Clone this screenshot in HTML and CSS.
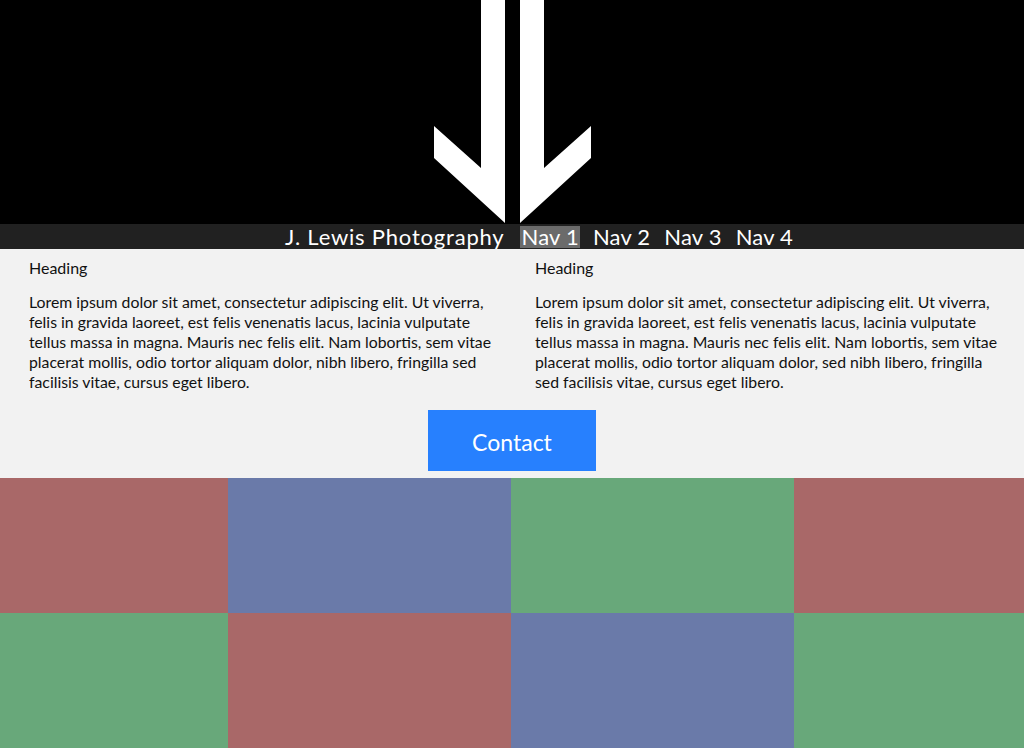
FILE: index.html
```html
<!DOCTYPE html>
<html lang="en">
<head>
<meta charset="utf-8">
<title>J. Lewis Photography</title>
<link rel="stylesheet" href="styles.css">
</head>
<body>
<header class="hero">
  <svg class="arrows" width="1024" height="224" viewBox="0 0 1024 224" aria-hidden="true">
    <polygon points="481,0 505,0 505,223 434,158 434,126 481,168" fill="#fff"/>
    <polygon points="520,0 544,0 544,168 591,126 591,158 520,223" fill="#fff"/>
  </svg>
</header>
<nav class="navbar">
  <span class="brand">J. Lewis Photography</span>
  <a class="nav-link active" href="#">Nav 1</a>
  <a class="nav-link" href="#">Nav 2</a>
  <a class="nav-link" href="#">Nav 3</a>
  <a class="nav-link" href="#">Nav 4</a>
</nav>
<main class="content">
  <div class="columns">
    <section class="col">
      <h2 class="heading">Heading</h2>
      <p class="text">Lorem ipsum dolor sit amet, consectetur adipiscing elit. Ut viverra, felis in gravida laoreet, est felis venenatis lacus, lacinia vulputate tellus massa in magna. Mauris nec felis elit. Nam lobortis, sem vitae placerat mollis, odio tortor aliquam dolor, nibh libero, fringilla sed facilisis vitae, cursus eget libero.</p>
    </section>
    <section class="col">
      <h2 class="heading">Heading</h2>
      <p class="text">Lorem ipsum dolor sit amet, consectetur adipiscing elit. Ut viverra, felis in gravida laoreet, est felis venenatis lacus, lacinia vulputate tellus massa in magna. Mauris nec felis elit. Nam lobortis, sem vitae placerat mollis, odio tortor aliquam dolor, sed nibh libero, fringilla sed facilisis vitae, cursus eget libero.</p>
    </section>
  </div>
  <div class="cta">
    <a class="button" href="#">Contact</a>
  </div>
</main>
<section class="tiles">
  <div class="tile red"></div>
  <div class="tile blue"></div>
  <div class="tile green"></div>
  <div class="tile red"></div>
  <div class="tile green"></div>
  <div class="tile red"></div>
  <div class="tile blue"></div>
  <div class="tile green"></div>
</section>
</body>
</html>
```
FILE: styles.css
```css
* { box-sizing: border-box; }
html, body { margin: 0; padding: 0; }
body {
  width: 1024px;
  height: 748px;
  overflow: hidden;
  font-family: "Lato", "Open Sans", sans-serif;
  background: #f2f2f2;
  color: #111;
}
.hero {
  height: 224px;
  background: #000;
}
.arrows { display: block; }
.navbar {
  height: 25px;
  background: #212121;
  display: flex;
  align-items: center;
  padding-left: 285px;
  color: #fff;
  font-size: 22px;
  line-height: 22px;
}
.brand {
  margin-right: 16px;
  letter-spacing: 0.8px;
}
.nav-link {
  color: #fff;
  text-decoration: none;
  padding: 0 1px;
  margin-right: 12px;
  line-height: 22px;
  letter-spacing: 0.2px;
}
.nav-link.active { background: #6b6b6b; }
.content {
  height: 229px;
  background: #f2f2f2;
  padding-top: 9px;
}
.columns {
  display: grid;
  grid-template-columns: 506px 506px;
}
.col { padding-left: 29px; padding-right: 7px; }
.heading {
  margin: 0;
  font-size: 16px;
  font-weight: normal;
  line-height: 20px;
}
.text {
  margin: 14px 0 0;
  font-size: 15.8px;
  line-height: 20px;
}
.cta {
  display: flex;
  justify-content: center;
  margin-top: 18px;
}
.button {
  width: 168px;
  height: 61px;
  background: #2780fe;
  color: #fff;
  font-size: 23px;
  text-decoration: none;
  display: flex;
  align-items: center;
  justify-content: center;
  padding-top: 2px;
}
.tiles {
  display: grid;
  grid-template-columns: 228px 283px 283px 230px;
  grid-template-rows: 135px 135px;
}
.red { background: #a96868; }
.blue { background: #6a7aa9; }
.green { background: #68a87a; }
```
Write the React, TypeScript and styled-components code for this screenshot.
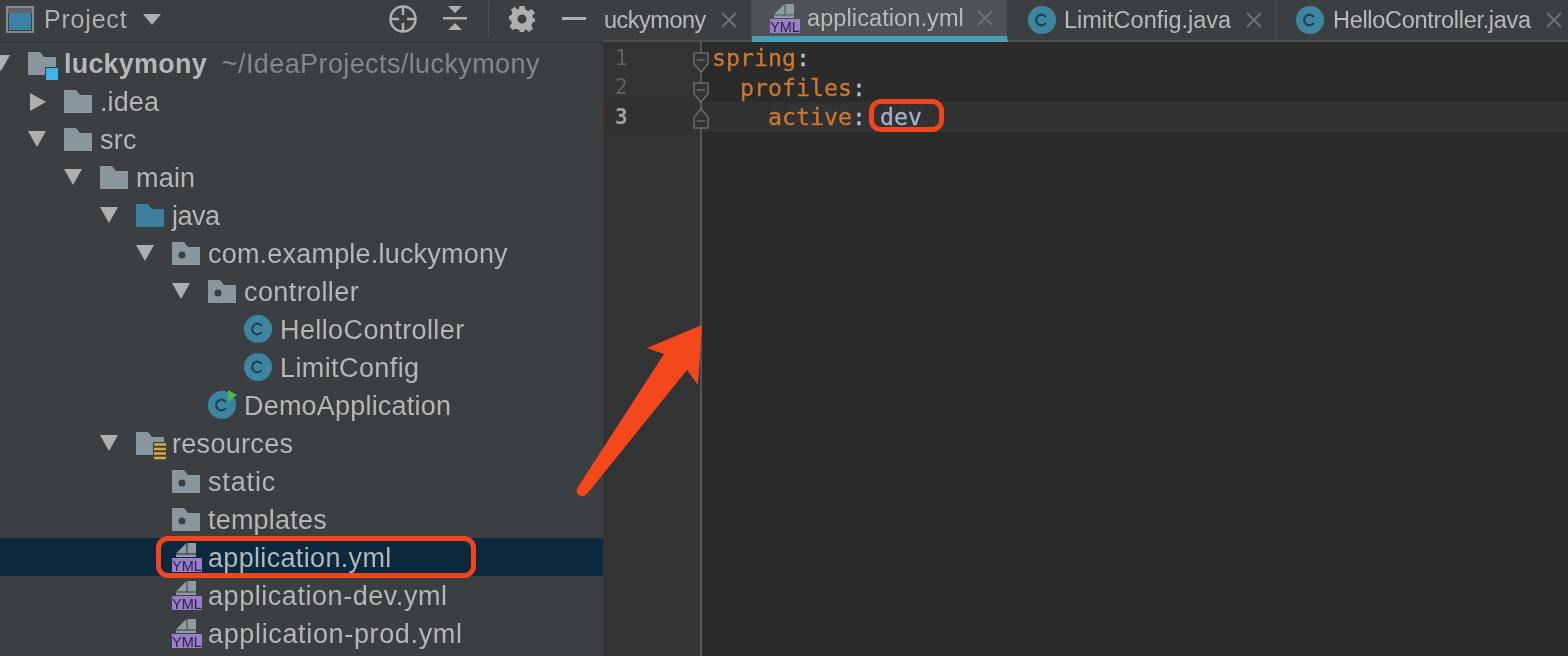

Aim of the task
Return each line exactly as written. Any picture gets left out.

Written answer
Clone this screenshot in HTML and CSS.
FILE: index.html
```html
<!DOCTYPE html>
<html lang="en">
<head>
<meta charset="utf-8">
<title>J. Lewis Photography</title>
<link rel="stylesheet" href="styles.css">
</head>
<body>
<header class="hero">
  <svg class="arrows" width="1024" height="224" viewBox="0 0 1024 224" aria-hidden="true">
    <polygon points="481,0 505,0 505,223 434,158 434,126 481,168" fill="#fff"/>
    <polygon points="520,0 544,0 544,168 591,126 591,158 520,223" fill="#fff"/>
  </svg>
</header>
<nav class="navbar">
  <span class="brand">J. Lewis Photography</span>
  <a class="nav-link active" href="#">Nav 1</a>
  <a class="nav-link" href="#">Nav 2</a>
  <a class="nav-link" href="#">Nav 3</a>
  <a class="nav-link" href="#">Nav 4</a>
</nav>
<main class="content">
  <div class="columns">
    <section class="col">
      <h2 class="heading">Heading</h2>
      <p class="text">Lorem ipsum dolor sit amet, consectetur adipiscing elit. Ut viverra, felis in gravida laoreet, est felis venenatis lacus, lacinia vulputate tellus massa in magna. Mauris nec felis elit. Nam lobortis, sem vitae placerat mollis, odio tortor aliquam dolor, nibh libero, fringilla sed facilisis vitae, cursus eget libero.</p>
    </section>
    <section class="col">
      <h2 class="heading">Heading</h2>
      <p class="text">Lorem ipsum dolor sit amet, consectetur adipiscing elit. Ut viverra, felis in gravida laoreet, est felis venenatis lacus, lacinia vulputate tellus massa in magna. Mauris nec felis elit. Nam lobortis, sem vitae placerat mollis, odio tortor aliquam dolor, sed nibh libero, fringilla sed facilisis vitae, cursus eget libero.</p>
    </section>
  </div>
  <div class="cta">
    <a class="button" href="#">Contact</a>
  </div>
</main>
<section class="tiles">
  <div class="tile red"></div>
  <div class="tile blue"></div>
  <div class="tile green"></div>
  <div class="tile red"></div>
  <div class="tile green"></div>
  <div class="tile red"></div>
  <div class="tile blue"></div>
  <div class="tile green"></div>
</section>
</body>
</html>
```
FILE: styles.css
```css
* { box-sizing: border-box; }
html, body { margin: 0; padding: 0; }
body {
  width: 1024px;
  height: 748px;
  overflow: hidden;
  font-family: "Lato", "Open Sans", sans-serif;
  background: #f2f2f2;
  color: #111;
}
.hero {
  height: 224px;
  background: #000;
}
.arrows { display: block; }
.navbar {
  height: 25px;
  background: #212121;
  display: flex;
  align-items: center;
  padding-left: 285px;
  color: #fff;
  font-size: 22px;
  line-height: 22px;
}
.brand {
  margin-right: 16px;
  letter-spacing: 0.8px;
}
.nav-link {
  color: #fff;
  text-decoration: none;
  padding: 0 1px;
  margin-right: 12px;
  line-height: 22px;
  letter-spacing: 0.2px;
}
.nav-link.active { background: #6b6b6b; }
.content {
  height: 229px;
  background: #f2f2f2;
  padding-top: 9px;
}
.columns {
  display: grid;
  grid-template-columns: 506px 506px;
}
.col { padding-left: 29px; padding-right: 7px; }
.heading {
  margin: 0;
  font-size: 16px;
  font-weight: normal;
  line-height: 20px;
}
.text {
  margin: 14px 0 0;
  font-size: 15.8px;
  line-height: 20px;
}
.cta {
  display: flex;
  justify-content: center;
  margin-top: 18px;
}
.button {
  width: 168px;
  height: 61px;
  background: #2780fe;
  color: #fff;
  font-size: 23px;
  text-decoration: none;
  display: flex;
  align-items: center;
  justify-content: center;
  padding-top: 2px;
}
.tiles {
  display: grid;
  grid-template-columns: 228px 283px 283px 230px;
  grid-template-rows: 135px 135px;
}
.red { background: #a96868; }
.blue { background: #6a7aa9; }
.green { background: #68a87a; }
```
Write the React, TypeScript and styled-components code for this screenshot.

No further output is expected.